La ciudad de los chicos: un caos encantador
Hay una suelta de niños por toda la ciudad. Corren, se caen, se levantan y siguen corriendo. Juegan, saltan, lloran y gritan, pero todo está permitido en estas dos semanas de vacaciones de invierno.
Son quince días en los que la ciudad se transforma en un territorio habitado por grupos familiares. En cada cuadra hay, al menos, un adulto caminando con un niño de la mano. Los vemos por todas partes: sentados en una parada de colectivo, jugando en una plaza o desbordando de energía por las veredas del centro. Llenan el paisaje urbano de colores: gorros tejidos en rosa, bufandas verdes, buzos con joysticks dibujados, camperas de tonos estridentes. Una especie de fauna efervescente.
La ciudad cambia sin pedir permiso. El sonido habitual se reemplaza por un bullicio particular: el llanto caprichoso de un niño aferrado a un poste con la firme intención de no soltarse hasta lograr su cometido. Zonas liberadas para berrinches a plena luz del día.
Están por todos lados. A la vuelta de la esquina, en un café, o en el supermercado, donde juegan con el carrito mientras el hermano más pequeño va adentro, haciendo "willys" entre las góndolas de platos y copas. Una coreografía caótica y encantadora.
Y pienso que es igual a cuando nuestros hermanos chilenos venían en masa a los supermercados y colmaban las tiendas con tanto entusiasmo que una terminaba evitando esos lugares hasta que la concurrencia bajara. Algo así pasa ahora, pero con una diferencia: estos es mejor. Tiene fecha de vencimiento. En dos semanas -como una ley salvaje de la selva- todo volverá a su orden natural: los padres a trabajar y los niños a la escuela o la guardería.

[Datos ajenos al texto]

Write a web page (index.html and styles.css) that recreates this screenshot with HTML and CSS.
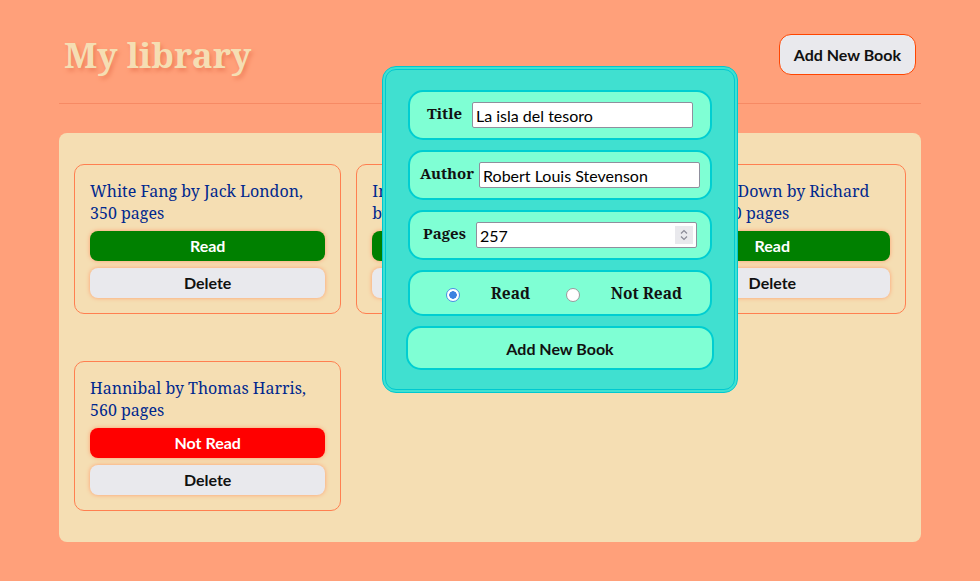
FILE: index.html
```html
<!DOCTYPE html>
<html lang="en">
<head>
<meta charset="utf-8">
<title>My library</title>
<link rel="stylesheet" href="styles.css">
</head>
<body>
<header class="top">
  <h1 class="brand">My library</h1>
  <button class="btn-open">Add New Book</button>
</header>
<main class="shelf">
  <div class="card">
    <p class="card-title">White Fang by Jack London, 350 pages</p>
    <button class="btn status read">Read</button>
    <button class="btn del">Delete</button>
  </div>
  <div class="card">
    <p class="card-title">Interview with the Vampire by&nbsp;Anne&nbsp;Rice, 342 pages</p>
    <button class="btn status read">Read</button>
    <button class="btn del">Delete</button>
  </div>
  <div class="card">
    <p class="card-title">Watership Down by Richard Adams, 480 pages</p>
    <button class="btn status read">Read</button>
    <button class="btn del">Delete</button>
  </div>
  <div class="card">
    <p class="card-title">Hannibal by Thomas Harris, 560 pages</p>
    <button class="btn status unread">Not Read</button>
    <button class="btn del">Delete</button>
  </div>
</main>

<form class="dialog">
  <div class="field">
    <label class="lbl" for="t">Title</label>
    <input class="inp" id="t" type="text" value="La isla del tesoro">
  </div>
  <div class="field field-author">
    <label class="lbl" for="a">Author</label>
    <input class="inp" id="a" type="text" value="Robert Louis Stevenson">
  </div>
  <div class="field">
    <label class="lbl" for="p">Pages</label>
    <div class="num">
      <input class="num-inp" id="p" type="text" value="257">
      <span class="spin">
        <svg width="10" height="14" viewBox="0 0 10 14"><path d="M2 5.5 L5 2.5 L8 5.5 M2 8.5 L5 11.5 L8 8.5" fill="none" stroke="#8a8a96" stroke-width="1.2"/></svg>
      </span>
    </div>
  </div>
  <div class="field radios">
    <input class="radio" type="radio" name="st" id="r1" checked>
    <label class="lbl big" for="r1">Read</label>
    <input class="radio" type="radio" name="st" id="r2">
    <label class="lbl big" for="r2">Not Read</label>
  </div>
  <button type="button" class="btn-submit">Add New Book</button>
</form>
</body>
</html>
```
FILE: styles.css
```css
* { box-sizing: border-box; }
html, body { margin: 0; }
body {
  background: #ffa07a;
  padding: 0 59px;
  min-height: 581px;
  font-family: "Noto Serif", "DejaVu Serif", serif;
  position: relative;
}
.top {
  height: 104px;
  padding: 6px 5px 0;
  display: flex;
  align-items: center;
  justify-content: space-between;
  border-bottom: 1px solid #f68a64;
}
.brand {
  margin: 0;
  font-size: 35px;
  font-weight: bold;
  color: #f5deb3;
  text-shadow: 2px 3px 4px #f0805c;
}
.btn-open {
  height: 41px;
  padding: 0 14px;
  border: 1px solid #ff4500;
  border-radius: 12px;
  background: #e9e9ed;
  color: #111;
  font: bold 16px "Lato", "Noto Sans", sans-serif;
}
.shelf {
  margin-top: 29px;
  background: #f5deb3;
  border-radius: 8px;
  padding: 31px 15px;
  display: grid;
  grid-template-columns: repeat(3, 1fr);
  gap: 47px 15px;
}
.card {
  border: 1px solid #ff7f50;
  border-radius: 10px;
  padding: 15px;
  display: flex;
  flex-direction: column;
  gap: 7px;
  height: 150px;
}
.card-title {
  margin: 0;
  font-size: 16px;
  line-height: 22px;
  color: #00288e;
}
.btn {
  height: 30px;
  border: none;
  border-radius: 8px;
  font: bold 16px "Lato", "Noto Sans", sans-serif;
  box-shadow: 0 0 4px #ff9f6f;
  padding-top: 0;
}
.read { background: #008000; color: #fff; }
.unread { background: #ff0000; color: #fff; }
.del { background: #e9e9ed; color: #111; }

.dialog {
  position: absolute;
  left: 382px;
  top: 66px;
  width: 356px;
  height: 327px;
  margin: 0;
  background: #40e0d0;
  border: 4px double #00c8d0;
  border-radius: 14px;
  padding: 20px 22px 19px;
  display: flex;
  flex-direction: column;
  gap: 10px;
}
.field {
  height: 50px;
  background: #7fffd4;
  border: 2px solid #00ced1;
  border-radius: 15px;
  display: flex;
  align-items: center;
  justify-content: center;
  gap: 10px;
}
.field-author { gap: 5px; }
.lbl {
  font-weight: bold;
  font-size: 15px;
  color: #111;
  margin-top: -4px;
}
.big { font-size: 15.5px; margin-top: 0; }
.inp, .num {
  width: 221px;
  height: 26px;
  border: 1px solid #8f8f9d;
  border-radius: 2px;
  background: #fff;
  font: 16px "Lato", "Noto Sans", sans-serif;
  color: #000;
  padding: 0 3px;
}
.num {
  display: flex;
  align-items: center;
  padding: 0 3px 0 0;
}
.num-inp {
  flex: 1;
  min-width: 0;
  border: none;
  outline: none;
  height: 24px;
  font: 16px "Lato", "Noto Sans", sans-serif;
  padding: 0 3px;
  background: transparent;
}
.spin {
  width: 18px;
  height: 18px;
  background: #e9e9ed;
  display: flex;
  align-items: center;
  justify-content: center;
}
.radios {
  height: 46px;
  justify-content: space-evenly;
  gap: 0;
}
.radio {
  appearance: none;
  -webkit-appearance: none;
  width: 14px;
  height: 14px;
  margin: 3px 3px 0 8px;
  border-radius: 50%;
  border: 1px solid #9a9a9a;
  background: #fff;
}
.radio:checked {
  border: 1.5px solid #4a8ee6;
  background: radial-gradient(circle, #3d82e0 0 3.5px, #fff 4px);
}
.btn-submit {
  height: 44px;
  margin: 0 -2px;
  background: #7fffd4;
  border: 2px solid #00ced1;
  border-radius: 15px;
  font: bold 16px "Lato", "Noto Sans", sans-serif;
  color: #111;
}
```
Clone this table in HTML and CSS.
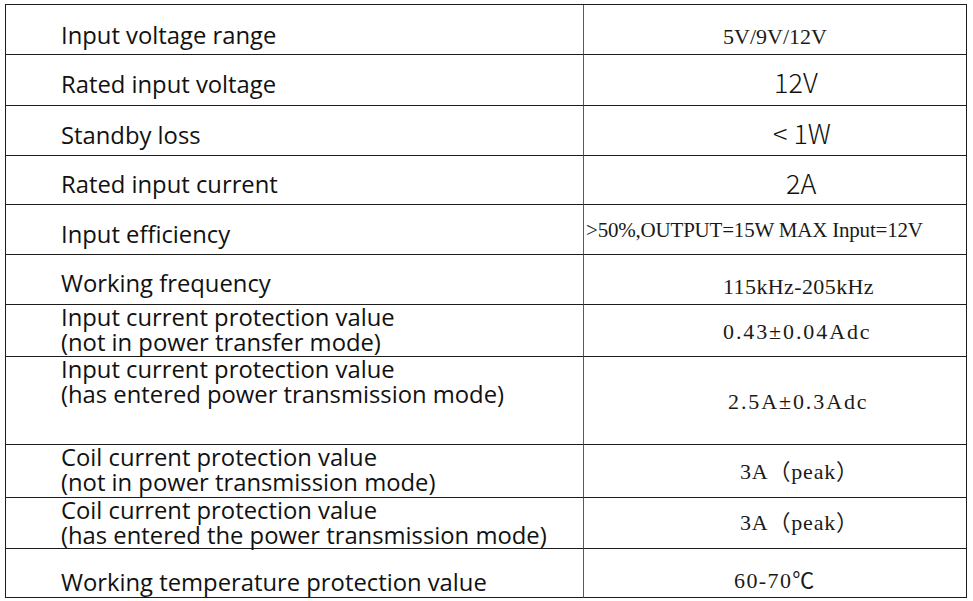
FILE: index.html
```html
<!DOCTYPE html>
<html lang="en">
<head>
<meta charset="utf-8">
<title>Input specifications</title>
<link rel="stylesheet" href="styles.css">
</head>
<body>
<div class="spec">
  <div class="row h50">
    <div class="key pb6">Input voltage range</div>
    <div class="val serif pl139 pb5">5V/9V/12V</div>
  </div>
  <div class="row h51">
    <div class="key pb8">Rated input voltage</div>
    <div class="val sans pl190 pb8">12V</div>
  </div>
  <div class="row h50">
    <div class="key pb7">Standby loss</div>
    <div class="val sans pl189 pb7">&lt; 1W</div>
  </div>
  <div class="row h49">
    <div class="key pb7">Rated input current</div>
    <div class="val sans pl202 pb6">2A</div>
  </div>
  <div class="row h50">
    <div class="key pb7">Input efficiency</div>
    <div class="val serif small pl2 pb12 tight">&gt;50%,OUTPUT=15W MAX Input=12V</div>
  </div>
  <div class="row h50">
    <div class="key pb8">Working frequency</div>
    <div class="val serif pl139 pb5 wide1">115kHz-205kHz</div>
  </div>
  <div class="row h52">
    <div class="key top">Input current protection value<br>(not in power transfer mode)</div>
    <div class="val serif pl139 pb12 wide2">0.43±0.04Adc</div>
  </div>
  <div class="row h88">
    <div class="key top">Input current protection value<br>(has entered power transmission mode)</div>
    <div class="val serif pl144 pb30 wide2">2.5A±0.3Adc</div>
  </div>
  <div class="row h53">
    <div class="key top">Coil current protection value<br>(not in power transmission mode)</div>
    <div class="val serif pl156 pb13 paren">3A（peak）</div>
  </div>
  <div class="row h51">
    <div class="key top">Coil current protection value<br>(has entered the power transmission mode)</div>
    <div class="val serif pl156 pb13 paren">3A（peak）</div>
  </div>
  <div class="row h49">
    <div class="key pb2">Working temperature protection value</div>
    <div class="val serif pl150 pb4 wide3">60-70℃</div>
  </div>
</div>
</body>
</html>
```
FILE: styles.css
```css
html, body {
  margin: 0;
  padding: 0;
  background: #ffffff;
}

.spec {
  margin: 4px 0 0 5px;
  width: 962px;
  box-sizing: border-box;
  border-top: 1px solid #1c1c1c;
  border-left: 1px solid #1c1c1c;
  color: #111111;
}

.row {
  display: grid;
  grid-template-columns: 578px 383px;
}

.h49 { height: 49px; }
.h50 { height: 50px; }
.h51 { height: 51px; }
.h52 { height: 52px; }
.h53 { height: 53px; }
.h88 { height: 88px; }

.key,
.val {
  display: flex;
  flex-direction: column;
  justify-content: flex-end;
  box-sizing: border-box;
  border-bottom: 1px solid #1c1c1c;
  white-space: nowrap;
}

.key {
  border-right: 1px solid #5a5a5a;
  padding-left: 55px;
  font-family: "Open Sans", "Noto Sans", sans-serif;
  font-size: 23.8px;
  line-height: 25px;
}

.key.top {
  display: block;
  padding-top: 0;
}

.val {
  border-right: 1px solid #1c1c1c;
}

.serif {
  font-family: "Liberation Serif", "Noto Sans CJK SC", serif;
  font-size: 22px;
  line-height: 24px;
  color: #1a1a1a;
}

.serif.small {
  font-size: 21px;
}

.sans {
  font-family: "Noto Sans CJK SC", "Noto Sans", sans-serif;
  font-weight: 300;
  font-size: 27px;
  line-height: 30px;
}

.tight { letter-spacing: -0.2px; }
.paren { letter-spacing: 0.8px; }
.wide1 { letter-spacing: 0.4px; }
.wide2 { letter-spacing: 1.9px; }
.wide3 { letter-spacing: 1.4px; }

.pl2 { padding-left: 2px; }
.pl139 { padding-left: 139px; }
.pl144 { padding-left: 144px; }
.pl150 { padding-left: 150px; }
.pl156 { padding-left: 156px; }
.pl189 { padding-left: 189px; }
.pl190 { padding-left: 190px; }
.pl202 { padding-left: 202px; }

.pb2 { padding-bottom: 2px; }
.pb4 { padding-bottom: 4px; }
.pb5 { padding-bottom: 5px; }
.pb6 { padding-bottom: 6px; }
.pb7 { padding-bottom: 7px; }
.pb8 { padding-bottom: 8px; }
.pb12 { padding-bottom: 12px; }
.pb13 { padding-bottom: 13px; }
.pb30 { padding-bottom: 30px; }
```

En este intervalo, los millennials se exponen. Dejan ver sus intentos -a veces fallidos- de criar un ser pensante. Y también, sus debilidades. Basta observar a un padre hipnotizado por la pantalla del celular mientras, con la otra mano, empuja un cochecito vacío. La criatura va unos metros más atrás, llevándose una puerta de vidrio por delante o tropezando con una dignidad que enternece. El padre no ve nada. Pero, por algún instinto de supervivencia que nunca sabrá explicar, de repente levanta al pasajero, lo acomoda en el asiento, ajusta el cinturón y emprende el regreso a casa.
La madre millennial es más sentimental. Se la ve colapsar con premura. La responsabilidad la abruma, pero no se rinde. Prueba mil estrategias para seguir con su vida sin tantas interferencias. Se nota que lo intenta.
Eso sí, hay que decirlo: ambos ponen un enorme esfuerzo. Esta generación de padres se desvive por criar humanos responsables. Los cuidan desde la comida hasta los juegos que consumen. Pero son tantas las distracciones de este mundo que, cuando algo no les sale tan bien, los vuelve un poco adorables.
Son días de cafeterías repletas, de desayunos únicos que solo se dan en vacaciones. El sagrado momento del tostado y el licuado, que abre un día que terminará con una gran hamburguesa. Shoppings atiborrados, con chicos que deciden arrastrarse por el suelo como si su ropa tuviera la misión de limpiar la mugre de los pisos.
Circos ambulantes con música penetrante. Obras de teatro con títulos que nos sonrojan si los decimos en voz alta. Historias de dudoso mensaje y -aún más- dudosa procedencia. Conos de papas fritas, globos de colores, pochoclo con caramelo y cachetes rojos completan el cuadro.
Quince días. Solo una vez al año. Dos semanas de invierno en las que todo se desordena, nos invaden, nos agotan... pero lo aceptamos con la tranquilidad de saber que es pasajero. Que, al final, cada cual atiende su juego. Y el que no, una prenda tendrá.